J’avais assisté, il y a cinquante ans de cela à l’arrivée
depuis l’Afrique noire de l’expression « trop » à la place de
« très » et ne voyais là qu’une couleur sympathique de plus dans nos
façons de parler. Aujourd’hui nous exagérons, dramatisons, et nos échanges
s’avèrent difficiles: « Castex assassin ! », Mélenchon se
« bigarise», un graffeur mélange tout et insulte les déportés...

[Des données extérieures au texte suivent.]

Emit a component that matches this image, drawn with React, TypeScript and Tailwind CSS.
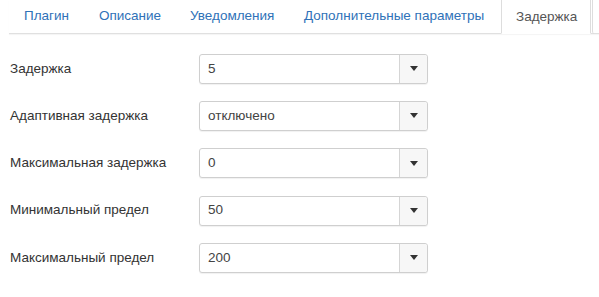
const TABS = [
  { label: 'Плагин', width: 'w-[75px]' },
  { label: 'Описание', width: 'w-[91px]' },
  { label: 'Уведомления', width: 'w-[114px]' },
  { label: 'Дополнительные параметры', width: 'w-[212px]' },
]

const FIELDS = [
  { label: 'Задержка', value: '5' },
  { label: 'Адаптивная задержка', value: 'отключено' },
  { label: 'Максимальная задержка', value: '0' },
  { label: 'Минимальный предел', value: '50' },
  { label: 'Максимальный предел', value: '200' },
]

function Select({ value }: { value: string }) {
  return (
    <div className="flex h-[30px] w-[229px] rounded-[3px] border border-[#cfcfcf] bg-white shadow-[0_1px_1px_rgba(0,0,0,0.06)]">
      <div className="flex flex-1 items-center pl-[8px] text-[#444]">{value}</div>
      <div className="flex w-[28px] items-center justify-center rounded-r-[3px] border-l border-[#d5d5d5] bg-[#f7f7f7]">
        <svg width="8" height="5" viewBox="0 0 8 5" aria-hidden="true">
          <path d="M0 0h8L4 5z" fill="#333" />
        </svg>
      </div>
    </div>
  )
}

export default function App() {
  return (
    <div className="h-[297px] w-[599px] overflow-hidden bg-white font-['Liberation_Sans',Arial,sans-serif] text-[13.5px]">
      {/* Tabs */}
      <div className="ml-[9px] flex h-[34px] items-stretch border-b border-[#e0e0e0] shadow-[0_1px_1px_rgba(0,0,0,0.04)]">
        {TABS.map((tab) => (
          <div
            key={tab.label}
            className={`flex shrink-0 items-center whitespace-nowrap px-[15px] text-[#2f72b8] ${tab.width}`}
          >
            {tab.label}
          </div>
        ))}
        <div className="-mb-px -mt-[4px] flex w-[90px] shrink-0 items-center whitespace-nowrap border border-[#ddd] border-b-white bg-white px-[14px] pt-[4px] text-[#555]">
          Задержка
        </div>
        <div className="-mb-px ml-[1px] flex-1 rounded-bl-[3px] border-l border-[#ddd]" />
      </div>

      {/* Form */}
      <div className="pl-[10px] pt-[11px]">
        {FIELDS.map((f) => (
          <div key={f.label} className="flex h-[47.3px] items-center">
            <div className="w-[189px] text-[#333]">{f.label}</div>
            <Select value={f.value} />
          </div>
        ))}
      </div>
    </div>
  )
}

Dans la boite à consoler, je cherche quelques mots pour
triturer leurs racines et en extraire quelque huile essentielle
adoucissante : « délié » dont j’aime les arabesques suivies de
quelque « plein » pourrait nous fournir une idée de fluidité dans les
rapports sociaux, mais va vite vers la rupture, le délitement. De tels
contrastes tiennent au fil d’une plume joliment mais peuvent tout autant faire
tache.
Il est des mots plus exigeants, mais plus inaccessibles que
jamais : la confiance. J’écoute
mon médecin, mon garagiste, mes proches, j’ai les amis que je mérite et la
nation à laquelle j’appartiens a choisi, ses chefs : de l’état, son maire,
et avec mes voisins un syndic de copropriété…
Qui
suis-je pour juger ce prof qui exerce en 2022 alors que je fus de la partie
jusqu’en 2005 ? Je ne m’empêche pas quand même de mettre mon grain de sel
tout au long des semaines pour livres et films, regrettant pour les spectacles
vivants le conformisme reproducteur ad nauseam des éléments de langage de
services de presse. Facebook est le repaire de ces copieur/colleur qui entre
deux binettes hilares ou dégueulantes ne s’expriment dans les commentaires que par jets brefs.